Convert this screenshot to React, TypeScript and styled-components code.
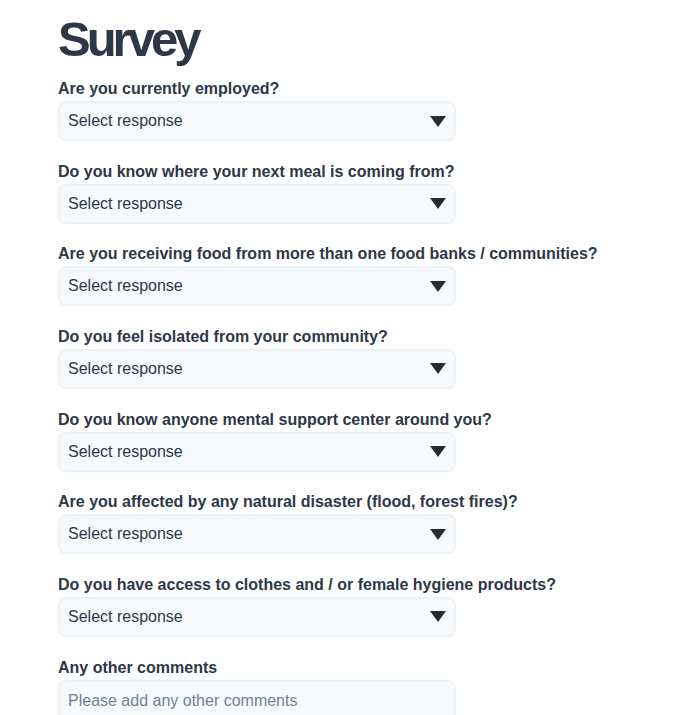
import React from "react";
import styled, { createGlobalStyle } from "styled-components";

const GlobalStyle = createGlobalStyle`
  html, body { margin: 0; padding: 0; background: #ffffff; }
  body { font-family: "Liberation Sans", Arial, Helvetica, sans-serif; color: #2d3748; }
  * { box-sizing: border-box; }
`;

const Page = styled.main`
  padding: 13px 0 0 58px;
`;

const Title = styled.h1`
  margin: 0 0 13px 0;
  font-size: 49px;
  line-height: 52px;
  font-weight: 700;
  letter-spacing: -4px;
  color: #2d3748;
`;

const Field = styled.div`
  display: flex;
  flex-direction: column;
  align-items: flex-start;
  gap: 1px;
  margin-bottom: 19.67px;
`;

const Label = styled.label`
  font-size: 16px;
  line-height: 22px;
  font-weight: 700;
  color: #2d3748;
  white-space: nowrap;
`;

const SelectBox = styled.div`
  display: flex;
  align-items: center;
  height: 40px;
  width: 398px;
  padding: 0 8px 0 8px;
  background: #f7fafc;
  border: 2px solid #edf2f7;
  border-radius: 8px;
  font-size: 16px;
  color: #2d3748;
`;

const SelectText = styled.span`
  flex: 1;
`;

const Arrow = styled.svg`
  width: 16px;
  height: 11px;
`;

const TextArea = styled.div`
  height: 60px;
  width: 398px;
  padding: 8px 8px;
  background: #f7fafc;
  border: 2px solid #edf2f7;
  border-radius: 8px;
  font-size: 16px;
  line-height: 22px;
  color: #718096;
`;

const questions = [
  "Are you currently employed?",
  "Do you know where your next meal is coming from?",
  "Are you receiving food from more than one food banks / communities?",
  "Do you feel isolated from your community?",
  "Do you know anyone mental support center around you?",
  "Are you affected by any natural disaster (flood, forest fires)?",
  "Do you have access to clothes and / or female hygiene products?",
];

export default function App() {
  return (
    <>
      <GlobalStyle />
      <Page>
        <Title>Survey</Title>
        {questions.map((q) => (
          <Field key={q}>
            <Label>{q}</Label>
            <SelectBox>
              <SelectText>Select response</SelectText>
              <Arrow viewBox="0 0 16 11">
                <polygon points="0,0 16,0 8,11" fill="#2b2b2b" />
              </Arrow>
            </SelectBox>
          </Field>
        ))}
        <Field>
          <Label>Any other comments</Label>
          <TextArea>Please add any other comments</TextArea>
        </Field>
      </Page>
    </>
  );
}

▸ **Your task**:
Omitting all images, print the listing exactly.

▸ **Exercise solution**:
Convert this screenshot to React, TypeScript and styled-components code.
import React from "react";
import styled, { createGlobalStyle } from "styled-components";

const GlobalStyle = createGlobalStyle`
  html, body { margin: 0; padding: 0; background: #ffffff; }
  body { font-family: "Liberation Sans", Arial, Helvetica, sans-serif; color: #2d3748; }
  * { box-sizing: border-box; }
`;

const Page = styled.main`
  padding: 13px 0 0 58px;
`;

const Title = styled.h1`
  margin: 0 0 13px 0;
  font-size: 49px;
  line-height: 52px;
  font-weight: 700;
  letter-spacing: -4px;
  color: #2d3748;
`;

const Field = styled.div`
  display: flex;
  flex-direction: column;
  align-items: flex-start;
  gap: 1px;
  margin-bottom: 19.67px;
`;

const Label = styled.label`
  font-size: 16px;
  line-height: 22px;
  font-weight: 700;
  color: #2d3748;
  white-space: nowrap;
`;

const SelectBox = styled.div`
  display: flex;
  align-items: center;
  height: 40px;
  width: 398px;
  padding: 0 8px 0 8px;
  background: #f7fafc;
  border: 2px solid #edf2f7;
  border-radius: 8px;
  font-size: 16px;
  color: #2d3748;
`;

const SelectText = styled.span`
  flex: 1;
`;

const Arrow = styled.svg`
  width: 16px;
  height: 11px;
`;

const TextArea = styled.div`
  height: 60px;
  width: 398px;
  padding: 8px 8px;
  background: #f7fafc;
  border: 2px solid #edf2f7;
  border-radius: 8px;
  font-size: 16px;
  line-height: 22px;
  color: #718096;
`;

const questions = [
  "Are you currently employed?",
  "Do you know where your next meal is coming from?",
  "Are you receiving food from more than one food banks / communities?",
  "Do you feel isolated from your community?",
  "Do you know anyone mental support center around you?",
  "Are you affected by any natural disaster (flood, forest fires)?",
  "Do you have access to clothes and / or female hygiene products?",
];

export default function App() {
  return (
    <>
      <GlobalStyle />
      <Page>
        <Title>Survey</Title>
        {questions.map((q) => (
          <Field key={q}>
            <Label>{q}</Label>
            <SelectBox>
              <SelectText>Select response</SelectText>
              <Arrow viewBox="0 0 16 11">
                <polygon points="0,0 16,0 8,11" fill="#2b2b2b" />
              </Arrow>
            </SelectBox>
          </Field>
        ))}
        <Field>
          <Label>Any other comments</Label>
          <TextArea>Please add any other comments</TextArea>
        </Field>
      </Page>
    </>
  );
}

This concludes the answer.